Ele acredita que colocar a cultura em termos numéricos é uma forma do universo artístico defender suas causas. “O mundo da cultura fica falando só da questão simbólica, que é muito importante, mas o que se tem que afirmar são os números. Saber provar do ponto de vista econômico o quanto a cultura é importante."

Para efeitos de comparação, citou como exemplo que, no ano passado, a indústria automobilística recebeu R$ 7 bilhões em incentivos fiscais, e contribuiu com 4% do PIB. Já a cultura recebeu valor muito menor em incentivos —R$ 1,2 bilhão— e contribuiu com 2,6% do PIB.
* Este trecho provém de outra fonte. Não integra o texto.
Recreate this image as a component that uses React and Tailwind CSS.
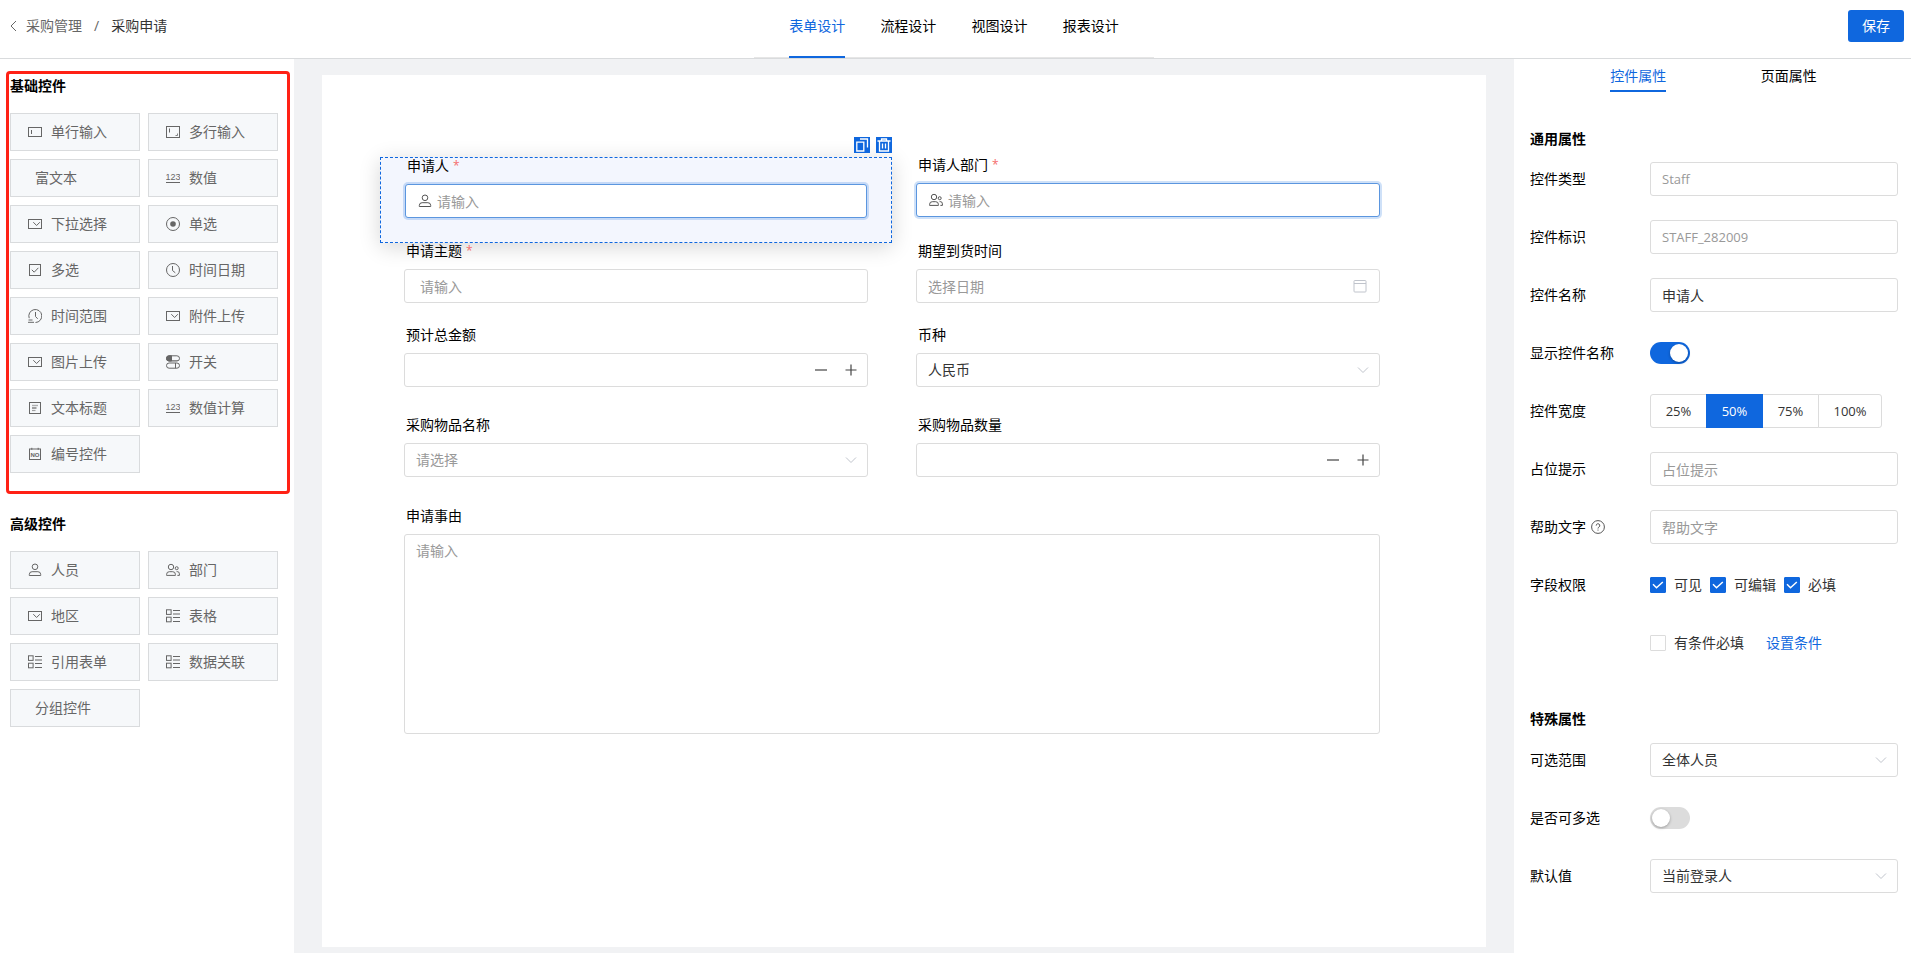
import { useState } from 'react';

const ICONS = {
  single: <><rect x="0.5" y="2.5" width="13" height="9"/><path d="M3.5 5v4"/></>,
  multi: <><rect x="0.5" y="1.5" width="13" height="11"/><path d="M3.5 3.5v4"/><path d="M9.5 10.5h2v-2" strokeWidth="0.8"/></>,
  number: <><text x="7" y="8.5" fontSize="9" textAnchor="middle" fontFamily="Liberation Sans, Arial, sans-serif" fill="currentColor" stroke="none">123</text><path d="M0 11.5h14"/></>,
  select: <><rect x="0.5" y="2.5" width="13" height="9"/><path d="M5.3 5.2l3.3 3.3 3.3-3.3"/></>,
  radio: <><circle cx="7" cy="7" r="6.5"/><circle cx="7" cy="7" r="2.8" fill="currentColor" stroke="none"/></>,
  check: <><rect x="1.5" y="1.5" width="11" height="11"/><path d="M3.8 6.8l2.4 2.4 4.2-4.4"/></>,
  clock: <><circle cx="7" cy="7" r="6.5"/><path d="M6.5 3v4.5l2.8 2.3"/></>,
  range: <><path d="M1.2 9.2A6.5 6.5 0 1 1 7.5 13.5"/><path d="M7.5 3v4.5l2.2 2.3M0.5 11h4M0 13.3h6"/></>,
  toggle: <><rect x="0.5" y="0.8" width="13" height="5.2" rx="2.6"/><path d="M3.1 0.8h2.4v5.2H3.1a2.6 2.6 0 0 1 0-5.2z" fill="currentColor"/><path d="M6 5.5h6" opacity="0.5"/><rect x="0.5" y="8" width="13" height="5.2" rx="2.6"/><path d="M9.5 8v5.2"/></>,
  heading: <><rect x="1.5" y="1.5" width="11" height="11"/><path d="M4 4.5h6" opacity="0.5" strokeWidth="1.4"/><path d="M4 7h4.5" strokeWidth="1.2"/><path d="M4 9.5h3.5" opacity="0.6" strokeWidth="1.2"/></>,
  serial: <><rect x="1.5" y="2" width="11" height="10.5"/><path d="M3.8 0.8v2M10.2 0.8v2"/><text x="7" y="9.5" fontSize="6" fontWeight="bold" textAnchor="middle" fontFamily="Liberation Sans, Arial, sans-serif" fill="currentColor" stroke="none">NO</text></>,
  user: <><circle cx="7" cy="3.8" r="2.8"/><path d="M1.3 12.5v-1a2.8 2.8 0 0 1 2.8-2.8h5.8a2.8 2.8 0 0 1 2.8 2.8v1z"/></>,
  users: <><circle cx="5" cy="4" r="2.7"/><path d="M0.6 12.4v-1a2.7 2.7 0 0 1 2.7-2.7h3.4a2.7 2.7 0 0 1 2.7 2.7v1z"/><circle cx="10.7" cy="5.2" r="1.5"/><path d="M10.6 8.6h0.6a2.2 2.2 0 0 1 2.2 2.2v1.6h-2"/></>,
  table: <><rect x="0.5" y="0.8" width="4.6" height="4.6"/><rect x="0.5" y="8.2" width="4.6" height="4.6"/><path d="M7 1.5h7M7 5h7M7 8.5h7M7 12.5h7"/></>,
  calendar: <><rect x="1" y="1.5" width="12" height="11.5" rx="0.8"/><path d="M1 4.5h12"/></>,
  question: <><circle cx="7" cy="7" r="6.4"/><path d="M5.2 5.6a1.8 1.8 0 1 1 2.7 1.5c-.6.4-.9.7-.9 1.4M7 9.6v1"/></>,
  down: <path d="M2 4.5l5 5 5-5"/>,
  back: <path d="M10 2L5 7l5 5"/>,
  minus: <path d="M1 7h12" strokeWidth="1.2"/>,
  plus: <path d="M1.5 7h11M7 1.5v11" strokeWidth="1.2"/>,
  copy: <path d="M1.8 4.2h7v8.8h-7zM5 1h7.5v8.5" strokeWidth="1.3"/>,
  trash: <path d="M0.5 3h13M4.5 3V1h5v2M2.5 3v10h9V3M5.5 5.5v5M8.5 5.5v5" strokeWidth="1.3"/>,
};

function Icon({ name, className = 'w-3.5 h-3.5' }) {
  return (
    <svg viewBox="0 0 14 14" className={`shrink-0 ${className}`} fill="none" stroke="currentColor" strokeWidth="1" aria-hidden="true">
      {ICONS[name]}
    </svg>
  );
}

const basicControls = [
  ['单行输入', 'single'], ['多行输入', 'multi'],
  ['富文本', null], ['数值', 'number'],
  ['下拉选择', 'select'], ['单选', 'radio'],
  ['多选', 'check'], ['时间日期', 'clock'],
  ['时间范围', 'range'], ['附件上传', 'select'],
  ['图片上传', 'select'], ['开关', 'toggle'],
  ['文本标题', 'heading'], ['数值计算', 'number'],
  ['编号控件', 'serial'],
];

const advancedControls = [
  ['人员', 'user'], ['部门', 'users'],
  ['地区', 'select'], ['表格', 'table'],
  ['引用表单', 'table'], ['数据关联', 'table'],
  ['分组控件', null],
];

const frame = 'w-full h-[34px] rounded-[3px] border border-[#dcdcdc] bg-white placeholder:text-[#999] outline-none';
const box = `${frame} text-sm`;

function ControlGroup({ title, items, className }) {
  return (
    <section className={className}>
      <h2 className="text-sm leading-[22px] font-bold text-black mb-4">{title}</h2>
      <div className="grid grid-cols-[130px_130px] gap-2">
        {items.map(([label, icon]) => (
          <button key={label} type="button" className={`flex items-center gap-[9px] h-[38px] border border-[#d9dbdd] bg-[#f6f8fa] text-sm text-[#666] ${icon ? 'pl-[17px]' : 'pl-6'}`}>
            {icon && <Icon name={icon}/>}
            <span>{label}</span>
          </button>
        ))}
      </div>
    </section>
  );
}

function Header() {
  const tabs = ['表单设计', '流程设计', '视图设计', '报表设计'];
  const [active, setActive] = useState(tabs[0]);

  return (
    <header className="grid grid-cols-[1fr_400px_1fr] h-[59px] pl-1 pr-[7px] border-b border-[#d9dbdd] bg-white text-sm">
      <div className="flex items-center pb-1.5 pl-0.5">
        <button type="button" aria-label="返回" className="mr-1.5 text-[#666]"><Icon name="back"/></button>
        <a href="#manage" className="text-[#666]">采购管理</a>
        <span className="px-3 text-[#666]">/</span>
        <span className="text-[#333]">采购申请</span>
      </div>
      <nav className="flex justify-evenly border-b border-[#e6e6e6]">
        {tabs.map(tab => (
          <button key={tab} type="button" onClick={() => setActive(tab)}
            className={`pb-1 -mb-px border-b-2 ${tab == active ? 'border-[#0f67de] text-[#0f67de]' : 'border-transparent text-black'}`}>
            {tab}
          </button>
        ))}
      </nav>
      <div className="flex justify-end items-start pt-2.5">
        <button type="button" className="w-14 h-8 rounded-[3px] bg-[#0f67de] text-white">保存</button>
      </div>
    </header>
  );
}

function Field({ id, label, required, selected, className = '', children }) {
  return (
    <div className={`relative px-6 ${selected ? 'border border-dashed border-[#0f67de] bg-[#f3f6fe] shadow-[0_4px_20px_rgba(0,0,0,0.16)]' : ''} ${className}`}>
      {selected && (
        <div className="absolute -top-[21px] -right-px flex gap-1.5">
          <button type="button" aria-label="复制" className="flex items-center justify-center w-4 h-4 bg-[#0f67de] text-white"><Icon name="copy"/></button>
          <button type="button" aria-label="删除" className="flex items-center justify-center w-4 h-4 bg-[#0f67de] text-white"><Icon name="trash"/></button>
        </div>
      )}
      <label htmlFor={id} className="flex mb-2.5 pl-0.5 text-sm leading-4 text-black">
        {label}{required && <span className="ml-1 text-xs text-[#f56c6c]">*</span>}
      </label>
      {children}
    </div>
  );
}

function MemberInput({ id, icon }) {
  return (
    <div className="flex items-center gap-1 w-full h-[34px] pl-3 rounded-[3px] border border-[#5b96df] bg-white shadow-[0_0_0_2px_rgba(15,103,222,0.2)] text-[#555]">
      <Icon name={icon}/>
      <input id={id} type="text" placeholder="请输入" className="flex-1 h-full pl-px text-sm text-[#333] placeholder:text-[#999] outline-none"/>
    </div>
  );
}

function NumberInput({ id }) {
  const [value, setValue] = useState('');

  return (
    <div className={`${box} flex items-center pr-px text-[#333]`}>
      <input id={id} type="text" inputMode="numeric" value={value} onChange={e => setValue(e.target.value)} className="flex-1 h-full pl-[11px] outline-none"/>
      <button type="button" aria-label="减少" onClick={() => setValue(Number(value) - 1)} className="flex justify-center w-[30px] text-[#444]"><Icon name="minus"/></button>
      <button type="button" aria-label="增加" onClick={() => setValue(Number(value) + 1)} className="flex justify-center w-[30px] text-[#444]"><Icon name="plus"/></button>
    </div>
  );
}

function Select({ id, options, muted }) {
  return (
    <div className="relative w-full">
      <select id={id} className={`${box} appearance-none pl-[11px] pr-8 ${muted ? 'text-[#999]' : 'text-[#333]'}`}>
        {options.map(option => <option key={option}>{option}</option>)}
      </select>
      <span className="absolute right-2.5 top-2.5 pointer-events-none text-[#c0c4cc]"><Icon name="down"/></span>
    </div>
  );
}

function Canvas() {
  return (
    <main className="flex-1 flex px-7 pt-4 pb-1.5 bg-[#f1f2f4]">
      <form className="flex-1 grid grid-cols-2 content-start pt-[82px] pl-[58px] pr-[82px] bg-white">
        <Field id="applicant" label="申请人" required selected className="h-[86px]"><MemberInput id="applicant" icon="user"/></Field>
        <Field id="dept" label="申请人部门" required><MemberInput id="dept" icon="users"/></Field>
        <Field id="subject" label="申请主题" required className="pb-6">
          <input id="subject" type="text" placeholder="请输入" className={`${box} px-[15px] text-[#333]`}/>
        </Field>
        <Field id="date" label="期望到货时间" className="pb-6">
          <div className={`${box} flex items-center pr-3 text-[#333]`}>
            <input id="date" type="text" placeholder="选择日期" className="flex-1 h-full pl-[11px] placeholder:text-[#999] outline-none"/>
            <span className="text-[#c0c4cc]"><Icon name="calendar"/></span>
          </div>
        </Field>
        <Field id="amount" label="预计总金额" className="pb-[30px]"><NumberInput id="amount"/></Field>
        <Field id="currency" label="币种" className="pb-[30px]"><Select id="currency" options={['人民币']}/></Field>
        <Field id="item" label="采购物品名称" className="pb-[31px]"><Select id="item" options={['请选择']} muted/></Field>
        <Field id="count" label="采购物品数量" className="pb-[31px]"><NumberInput id="count"/></Field>
        <Field id="reason" label="申请事由" className="col-span-2">
          <textarea id="reason" placeholder="请输入" className="block w-full h-[200px] px-[11px] py-1.5 rounded-[3px] border border-[#dcdcdc] text-sm text-[#333] placeholder:text-[#999] resize-none outline-none"/>
        </Field>
      </form>
    </main>
  );
}

function Row({ id, label, help, children }) {
  return (
    <div className="flex items-center h-[34px]">
      <label htmlFor={id} className="flex items-center gap-[5px] w-[120px] shrink-0 text-black">
        {label}
        {help && <span className="text-[#555]"><Icon name="question"/></span>}
      </label>
      <div className="flex-1 flex items-center">{children}</div>
    </div>
  );
}

function Switch({ id, defaultChecked }) {
  return (
    <input id={id} type="checkbox" role="switch" defaultChecked={defaultChecked}
      className="appearance-none flex items-center w-10 h-[22px] px-0.5 rounded-full bg-[#dcdcdc] checked:bg-[#0f67de] checked:justify-end before:block before:w-[18px] before:h-[18px] before:rounded-full before:bg-white before:shadow-[0_1px_3px_rgba(0,0,0,0.3)]"/>
  );
}

function CheckBox({ label, defaultChecked }) {
  return (
    <label className="flex items-center gap-2 mr-2 text-[#333]">
      <span className="grid w-4 h-4">
        <input type="checkbox" defaultChecked={defaultChecked} className="peer col-start-1 row-start-1 appearance-none w-4 h-4 rounded-[1px] border border-[#dcdcdc] bg-white checked:border-[#0f67de] checked:bg-[#0f67de]"/>
        <svg viewBox="0 0 16 16" className="hidden peer-checked:block col-start-1 row-start-1 w-4 h-4 pointer-events-none" fill="none" stroke="white" strokeWidth="1.5">
          <path d="M3 7.3l3.5 3.4L12.8 5"/>
        </svg>
      </span>
      {label}
    </label>
  );
}

function Properties() {
  const [width, setWidth] = useState('50%');

  return (
    <aside className="w-[397px] shrink-0 bg-white text-sm">
      <nav className="flex justify-evenly pt-1.5 pl-0.5">
        <button type="button" className="h-[27px] pb-1 border-b-2 border-[#0f67de] text-[#0f67de]">控件属性</button>
        <button type="button" className="h-[27px] pb-1 border-b-2 border-transparent text-black">页面属性</button>
      </nav>
      <div className="pl-4 pr-[13px] pt-9">
        <h2 className="mb-3 leading-[22px] font-bold text-black">通用属性</h2>
        <div className="flex flex-col gap-6">
          <Row id="type" label="控件类型"><input id="type" type="text" placeholder="Staff" className={`${frame} px-[11px] text-[13px] text-[#333]`}/></Row>
          <Row id="key" label="控件标识"><input id="key" type="text" placeholder="STAFF_282009" className={`${frame} px-[11px] text-[13px] text-[#333]`}/></Row>
          <Row id="name" label="控件名称"><input id="name" type="text" defaultValue="申请人" className={`${box} px-[11px] text-[#333]`}/></Row>
          <Row id="show" label="显示控件名称"><Switch id="show" defaultChecked/></Row>
          <Row label="控件宽度">
            {['25%', '50%', '75%', '100%'].map(item => (
              <button key={item} type="button" onClick={() => setWidth(item)}
                className={`w-[57px] last:w-16 h-[34px] border text-[13px] -ml-px first:ml-0 first:rounded-l-[3px] last:rounded-r-[3px] ${item == width ? 'relative bg-[#0f67de] border-[#0f67de] text-white' : 'bg-white border-[#dcdcdc] text-[#333]'}`}>
                {item}
              </button>
            ))}
          </Row>
          <Row id="placeholder" label="占位提示"><input id="placeholder" type="text" placeholder="占位提示" className={`${box} px-[11px] text-[#333]`}/></Row>
          <Row id="help" label="帮助文字" help><input id="help" type="text" placeholder="帮助文字" className={`${box} px-[11px] text-[#333]`}/></Row>
          <Row label="字段权限">
            <CheckBox label="可见" defaultChecked/>
            <CheckBox label="可编辑" defaultChecked/>
            <CheckBox label="必填" defaultChecked/>
          </Row>
          <Row>
            <CheckBox label="有条件必填"/>
            <a href="#condition" className="ml-3.5 text-[#0f67de]">设置条件</a>
          </Row>
        </div>
        <h2 className="mt-12 mb-[13px] leading-[22px] font-bold text-black">特殊属性</h2>
        <div className="flex flex-col gap-6">
          <Row id="scope" label="可选范围"><Select id="scope" options={['全体人员']}/></Row>
          <Row id="multiple" label="是否可多选"><Switch id="multiple"/></Row>
          <Row id="default" label="默认值"><Select id="default" options={['当前登录人']}/></Row>
        </div>
      </div>
    </aside>
  );
}

function App() {
  return (
    <div className="flex flex-col min-h-screen bg-white font-['Open_Sans','Noto_Sans_CJK_SC',sans-serif]">
      <Header/>
      <div className="flex-1 flex">
        <aside className="w-[294px] shrink-0 pt-3 pl-1.5 pr-1 bg-white">
          <ControlGroup title="基础控件" items={basicControls} className="pt-px pl-px pb-[18px] border-3 border-[#ff2115] rounded-[4px]"/>
          <ControlGroup title="高级控件" items={advancedControls} className="mt-[19px] pl-1"/>
        </aside>
        <Canvas/>
        <Properties/>
      </div>
    </div>
  );
}
export default App;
Saron colocou a Rouanet em perspectiva, dizendo que a lei é apenas um dos mecanismos de incentivo fiscal existentes e que, às vezes, recebe atenção desmedida. Há ainda o Fundo Nacional de Cultura, cuja ideia seria abordar projetos de relevância cultural mas de baixo impacto de reputação para as empresas —por exemplo, a restauração de um acervo de museu— , e os Ficartes, fundos destinados à economia criativa que nunca entraram em vigor.

Saron citou exemplos ao redor do mundo, afirmando que os Estados Unidos usam mecanismos de incentivo fiscal e que nem o Louvre, em Paris, mantém-se apenas com a venda de ingressos, dependendo de verbas do governo para seu funcionamento.

Por fim, destacou a importância da lei no momento em que a Constituição Brasileira faz 30 anos. Segundo ele, há na Carta três verbos que resumem a Rouanet: apoiar, garantir e fomentar. As três palavras, disse, fazem parte de uma lei cidadã que “possibilita a fruição do mundo da arte e da cultura”.